Nothing can come in the way of those who have set their goals up high and are determined to achieve them.
Not blindness. Not cancer. Not any other hurdle.
Tushar Rishi from Ranchi and Dharshana MV from Krishnagiri, two students who appeared for the CBSE Class 12 board exams this year have beaten all the odds and emerged victoriously. They scored 95 per cent and 96.2 per cent respectively.
Despite having being diagnosed with bone cancer in his left knee right after his class 10 mock exams in 2014, Tushar never gave up. A student of Delhi Public School(DPS), he failed to appear for the exams that year.
“I was under chemotherapy for around 11 months. It has obviously changed me a lot, but I try and stay focused on my academics,” he told Hindustan Times.
After chemotherapy sessions, he hit back stronger and secured a perfect 10 CGPA in Class 10 board exams, 2015. “I am in a much better condition now after all the treatments. But I have to visit AIIMS in every 3 to 4 months for check-ups and updates on my health,” he adds.
The 19-year old, who believes that allocating a little time each day reduces the impending exam pressure, has also authored a book named The Patient. It charts the story of his struggle as a young cancer survivor. You can find the book on Amazon.
Tushar has managed to secure the phenomenal marks without any coaching and wishes to pursue graduation in English or Economics from Delhi University in the future.
Another awe-inspiring story is that of Dharshana, who did not let blindness stop her and scored 96.2 per cent in the Commerce stream.
A student of Nalanda International Public School in Krishnagiri, she appeared for the exam under the differently-abled category and emerged as one of the toppers.
Being blind in the right eye and having partial vision in the left, the preparation was challenging for Dharshana. Today, she attributes her success to the support she received from her family members and teachers.
“I use magnifying glasses to read books. I had opted for Computer Science as the fifth subject, but could not spend much time on computers. I wanted to score more, but my studying hours never crossed late in the night. It had to be done during the day,” she told News18.

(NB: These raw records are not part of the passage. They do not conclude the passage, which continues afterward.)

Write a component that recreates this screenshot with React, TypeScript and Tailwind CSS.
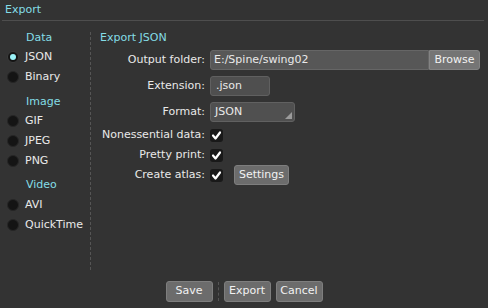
import React from "react";

const font = { fontFamily: '"DejaVu Sans", Verdana, sans-serif' };

const Radio = ({ label, checked }: { label: string; checked?: boolean }) => (
  <div className="flex items-center h-[20px] pl-[7px] gap-[6px]">
    <div
      className={
        "w-[12px] h-[12px] rounded-full flex items-center justify-center bg-[#141414] border " +
        (checked ? "border-[#3c3c3c]" : "border-[#262626]")
      }
    >
      {checked && <div className="w-[6px] h-[6px] rounded-full bg-[#9af2f8]" />}
    </div>
    <span>{label}</span>
  </div>
);

const Header = ({ children, className = "" }: { children: React.ReactNode; className?: string }) => (
  <div className={"h-[11px] leading-[11px] text-[#84dde6] pl-[26px] " + className}>{children}</div>
);

const Check = () => (
  <div className="w-[13px] h-[13px] rounded-[3px] bg-[#191919] flex items-center justify-center">
    <svg width="11" height="11" viewBox="0 0 11 11">
      <path d="M2 5.5 L4.5 8.5 L9 2.5" fill="none" stroke="#ffffff" strokeWidth="2.2" strokeLinecap="round" strokeLinejoin="round" />
    </svg>
  </div>
);

const Label = ({ children }: { children: React.ReactNode }) => (
  <div className="w-[119px] text-right pr-[5px] shrink-0 whitespace-nowrap">{children}</div>
);

const Btn = ({ children, className = "" }: { children: React.ReactNode; className?: string }) => (
  <div
    className={
      "h-[21px] flex items-center justify-center rounded-[3px] bg-[#6c6c6c] border border-[#7e7e7e] text-[#f2f2f2] " +
      className
    }
  >
    {children}
  </div>
);

export default function App() {
  return (
    <div style={font} className="w-[488px] h-[308px] bg-[#333333] text-[11px] text-[#e9e9e9] flex flex-col overflow-hidden">
      <div className="h-[20px] pt-[3px] pl-[5px] leading-[13px] text-[#84dde6]">Export</div>
      <div className="mx-[2px] h-px bg-[#4e4e4e] w-[482px]" />

      <div className="flex mt-[11px] h-[238px]">
        <div className="w-[91px] border-r border-dashed border-[#555555] flex flex-col">
          <Header>Data</Header>
          <div className="mt-[4px]">
            <Radio label="JSON" checked />
            <Radio label="Binary" />
          </div>
          <Header className="mt-[9px]">Image</Header>
          <div className="mt-[4px]">
            <Radio label="GIF" />
            <Radio label="JPEG" />
            <Radio label="PNG" />
          </div>
          <Header className="mt-[8px]">Video</Header>
          <div className="mt-[5px]">
            <Radio label="AVI" />
            <Radio label="QuickTime" />
          </div>
        </div>

        <div className="flex-1 flex flex-col">
          <div className="h-[11px] leading-[11px] pl-[9px] text-[#84dde6]">Export JSON</div>

          <div className="flex items-center mt-[7px] h-[20px]">
            <Label>Output folder:</Label>
            <div className="flex h-[20px]">
              <div className="w-[219px] h-[20px] bg-[#575757] border border-[#666666] rounded-l-[3px] pl-[3px] flex items-center">
                E:/Spine/swing02
              </div>
              <div className="w-[51px] h-[20px] bg-[#757575] border border-[#838383] rounded-r-[3px] flex items-center justify-center text-[#f2f2f2]">
                Browse
              </div>
            </div>
          </div>

          <div className="flex items-center mt-[6px] h-[20px]">
            <Label>Extension:</Label>
            <div className="w-[60px] h-[20px] bg-[#4f4f4f] border border-[#606060] rounded-[3px] pl-[5px] flex items-center">
              .json
            </div>
          </div>

          <div className="flex items-center mt-[6px] h-[20px]">
            <Label>Format:</Label>
            <div className="relative w-[85px] h-[20px] bg-[#505050] border border-[#616161] rounded-[3px] pl-[4px] flex items-center">
              JSON
              <svg className="absolute right-[2px] bottom-[2px]" width="7" height="7" viewBox="0 0 7 7">
                <polygon points="7,0 7,7 0,7" fill="#9b9b9b" />
              </svg>
            </div>
          </div>

          <div className="flex items-center mt-[3px] h-[20px]">
            <Label>Nonessential data:</Label>
            <Check />
          </div>
          <div className="flex items-center h-[20px]">
            <Label>Pretty print:</Label>
            <Check />
          </div>
          <div className="flex items-center h-[20px]">
            <Label>Create atlas:</Label>
            <Check />
            <Btn className="w-[55px] ml-[11px] !h-[20px]">Settings</Btn>
          </div>
        </div>
      </div>

      <div className="flex justify-center items-center mt-[11px] h-[21px]">
        <Btn className="w-[47px]">Save</Btn>
        <div className="h-[19px] mx-[5px] border-l border-dashed border-[#555555]" />
        <Btn className="w-[47px]">Export</Btn>
        <Btn className="w-[47px] ml-[5px]">Cancel</Btn>
      </div>
    </div>
  );
}
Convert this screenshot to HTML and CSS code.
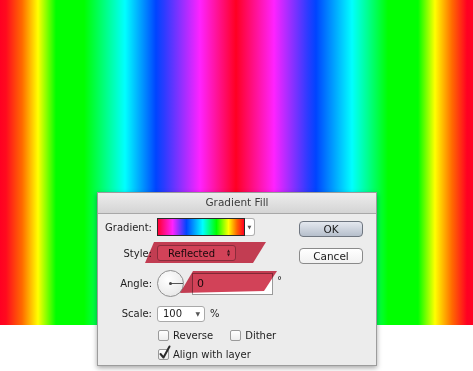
FILE: index.html
```html
<!DOCTYPE html>
<html lang="en">
<head>
    <meta charset="UTF-8">
    <title>Gradient Fill</title>
    <link rel="stylesheet" href="styles.css">
</head>
<body>

<div class="canvas"></div>

<div class="dialog">
    <div class="title">Gradient Fill</div>
    <div class="body">
        <div class="form">
            <div class="row row-gradient">
                <span class="label">Gradient:</span>
                <span class="swatch"></span>
                <span class="drop">&#9660;</span>
            </div>
            <div class="row row-style">
                <span class="label">Style:</span>
                <span class="select">Reflected <span class="updown">&#9650;<br>&#9660;</span></span>
            </div>
            <div class="row row-angle">
                <span class="label">Angle:</span>
                <span class="dial"><span class="hand"></span><span class="pin"></span></span>
                <span class="input">0</span>
                <span class="unit">&deg;</span>
            </div>
            <div class="row row-scale">
                <span class="label">Scale:</span>
                <span class="select small">100 <span class="arrow">&#9660;</span></span>
                <span class="pct">%</span>
            </div>
            <div class="row checks">
                <span class="check"><span class="box"></span>Reverse</span>
                <span class="check"><span class="box"></span>Dither</span>
            </div>
            <div class="row checks">
                <span class="check">
                    <span class="box on">
                        <svg width="14" height="15" viewBox="0 0 14 15"><path d="M2.5 9 L5.5 12.5 L11.5 1.5" fill="none" stroke="#2b2b2b" stroke-width="2" stroke-linecap="round" stroke-linejoin="round"/></svg>
                    </span>Align with layer
                </span>
            </div>
        </div>
        <div class="buttons">
            <span class="btn default">OK</span>
            <span class="btn">Cancel</span>
        </div>
    </div>

    <!-- red marker strokes drawn over the fields -->
    <div class="mark mark-style"></div>
    <div class="mark mark-angle"></div>
</div>

</body>
</html>
```

FILE: styles.css
```css
*{
    margin: 0;
    padding: 0;
    box-sizing: border-box;
}

body{
    width: 473px;
    height: 371px;
    background: #fff;
    font-family: "DejaVu Sans", sans-serif;
    font-size: 10px;
    color: #1e1e1e;
    position: relative;
    overflow: hidden;
}

/* reflected gradient behind the dialog */
.canvas{
    width: 473px;
    height: 325px;
    background: linear-gradient(to right,
        #ff0022 0px, #ff0a1e 6px, #ff6a00 22px, #ffff00 38px,
        #00ff00 56px, #00ff00 84px, #00ffff 125px, #0044ff 156px,
        #2a3cff 164px, #ff22ff 200px, #ff0022 236px,
        #ff22ff 274px, #2a3cff 308px, #0044ff 316px, #00ffff 352px,
        #00ff00 388px, #00ff00 418px, #ffff00 435px, #ff6a00 452px,
        #ff0022 467px, #ff0022 473px);
}

.dialog{
    position: absolute;
    left: 97px;
    top: 192px;
    width: 280px;
    height: 174px;
    background: #ececec;
    border: 1px solid #9c9c9c;
    box-shadow: 0 2px 5px rgba(0,0,0,0.35);
}

.title{
    height: 21px;
    line-height: 19px;
    text-align: center;
    font-size: 10.5px;
    color: #3c3c3c;
    background: linear-gradient(#ededed, #d4d4d4);
    border-bottom: 1px solid #a8a8a8;
}

.body{
    display: flex;
    padding: 4px 13px 0 0;
}

.form{
    display: flex;
    flex-direction: column;
    gap: 9px;
}

.row{
    display: flex;
    align-items: center;
}

.label{
    width: 54px;
    text-align: right;
    margin-right: 5px;
}

.row-gradient{ height: 18px; }
.row-style{ height: 16px; }
.row-angle{ height: 27px; }
.row-scale{ height: 15px; }
.checks{ height: 10px; }

.swatch{
    width: 88px;
    height: 18px;
    border: 1px solid #2a2a2a;
    background: linear-gradient(to right,
        #ff0030 0%, #ff22ff 17%, #0044ff 33%, #00ffff 52%,
        #00ff00 68%, #ffff00 82%, #ff6000 92%, #ff0022 100%);
}

.drop{
    width: 10px;
    height: 18px;
    background: #fff;
    border: 1px solid #b0b0b0;
    border-left: 0;
    border-radius: 0 3px 3px 0;
    font-size: 5px;
    line-height: 16px;
    text-align: center;
    color: #555;
}

.select{
    display: flex;
    align-items: center;
    justify-content: space-between;
    width: 79px;
    height: 16px;
    padding: 0 5px 0 10px;
    background: #fff;
    border: 1px solid #a9a9a9;
    border-radius: 3px;
}

.updown{
    font-size: 4px;
    line-height: 4px;
    color: #444;
    text-align: center;
}

.select.small{
    width: 48px;
    height: 16px;
    padding: 0 4px 0 5px;
}

.arrow{
    font-size: 6px;
    color: #555;
}

.pct{
    margin-left: 5px;
}

.dial{
    position: relative;
    width: 27px;
    height: 27px;
    border-radius: 50%;
    border: 1px solid #8f8f8f;
    background: radial-gradient(circle at 40% 35%, #ffffff, #e2e2e2);
}

.hand{
    position: absolute;
    left: 12px;
    top: 12px;
    width: 13px;
    height: 1px;
    background: #555;
}

.pin{
    position: absolute;
    left: 11px;
    top: 11px;
    width: 3px;
    height: 3px;
    border-radius: 50%;
    background: #444;
}

.input{
    width: 81px;
    height: 22px;
    margin-left: 8px;
    padding-left: 4px;
    line-height: 20px;
    background: #fff;
    border: 1px solid #9a9a9a;
    font-size: 11px;
}

.unit{
    margin-left: 4px;
    margin-top: -6px;
}

.checks{
    padding-left: 60px;
    gap: 0;
}

.check{
    display: flex;
    align-items: center;
    margin-right: 17px;
}

.box{
    position: relative;
    width: 11px;
    height: 11px;
    margin-right: 4px;
    background: linear-gradient(#ffffff, #ededed);
    border: 1px solid #9a9a9a;
    border-radius: 2px;
}

.box svg{
    position: absolute;
    left: -1px;
    top: -5px;
}

.buttons{
    margin-left: auto;
    margin-top: 3px;
    display: flex;
    flex-direction: column;
    gap: 11px;
}

.btn{
    display: block;
    width: 64px;
    height: 16px;
    line-height: 14px;
    text-align: center;
    font-size: 10.5px;
    border: 1px solid #8a8a8a;
    border-radius: 4px;
    background: linear-gradient(#ffffff, #f1f1f1);
    color: #1a1a1a;
}

.btn.default{
    background: linear-gradient(#e4e8ef, #b6bfcc);
    border-color: #6f7680;
}

/* marker highlights */
.mark{
    position: absolute;
    background: #d24258;
    mix-blend-mode: multiply;
}

.mark-style{
    left: 47px;
    top: 49px;
    width: 121px;
    height: 21px;
    clip-path: polygon(9px 0, 121px 0, 108px 21px, 0 21px);
}

.mark-angle{
    left: 82px;
    top: 78px;
    width: 97px;
    height: 22px;
    clip-path: polygon(13px 0, 97px 0, 84px 20px, 0 22px);
}
```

Apart from regular lessons, she also made use of audio tools and took extra classes. Now, instead of partaking in the annual rat race for colleges, Dharshana wishes to pursue Carnatic music along with her entrepreneurial ambitions, citing MS Subbulakshmi as her inspiration.
“I want to study here (in Krishnagiri), where I can take up my passion for music. I want to be an entrepreneur and at the same time be a singer. I practice at home and sometimes I sing at concerts where people appreciate my singing talent,” she said.